AF: There’s several positive aspects to our involvement on this project – one is of course taking advantage of our One Company philosophy to bring in help from our Canadian Building Envelope Group.
Another is that we’re reacting well to the pressures of a construction site. We’re utilising our collaborative approach to minimize any delay by pulling out all the stops to deliver on an extremely tight timeline. There’s a lot of work that goes on behind the scenes which isn’t always apparent.
EN: What has been your favourite part of the project so far?
AF: My favourite part is watching the emergence of the architect’s design. We started with a building that was quite outdated and, already, from the site photographs you can see how the transformation is happening. I can’t wait to see it finished.

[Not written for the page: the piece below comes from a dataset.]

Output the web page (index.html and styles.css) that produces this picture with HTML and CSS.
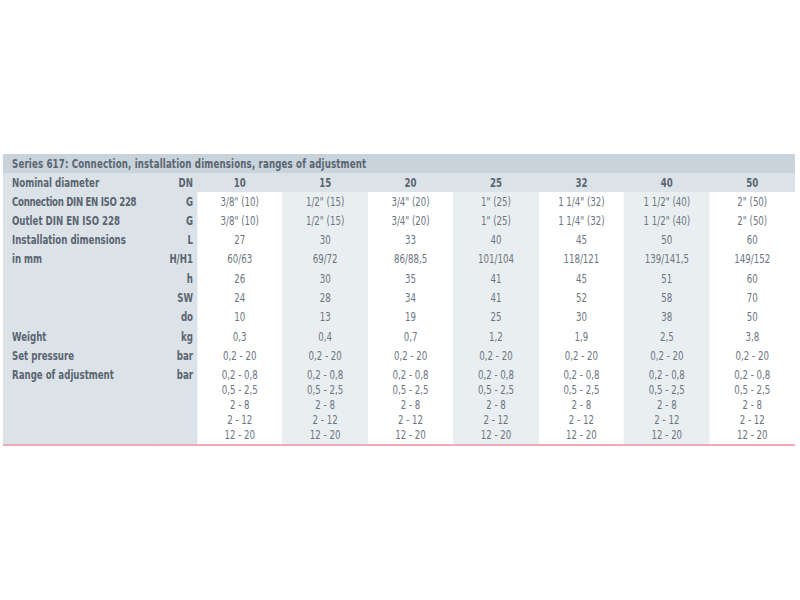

MG: For me it’s been working with the architects, Konishi Gaffney. We’ve got a great relationship with them – they’re actually our landlords in Edinburgh, so we share an office with them. Kieran and Adam are always very diligent throughout their projects and their detail-oriented approach will certainly bear fruit on this project.
AF: Incidentally, the same architect is on this project as our James Jones & Sons Visitor Centre, which had a lot of timber. And here again you can expect a lot of timber to be used in Greyfriars.
EN: That’s a great relationship to have! Any final thoughts?
MG: I’m looking forward to seeing it finished. It’ll be a good project to showcase the type and level of complexity of projects we can deliver in Edinburgh. It’s also one of the larger projects we’ve done in Scotland, so it’ll raise our profile locally as well.
AF: It has been a complicated project but quite rewarding at the same time. One regret is that you’ll see the new public face in the link building but unless you’re an avid local churchgoer, you’ll miss a lot of the more complex work we’ve done inside the building.
I’m sure the client is looking forward to seeing it finished as well. It’ll really change the way they operate.
Thanks to Andy and Mike for sitting down with us today. We learned a lot!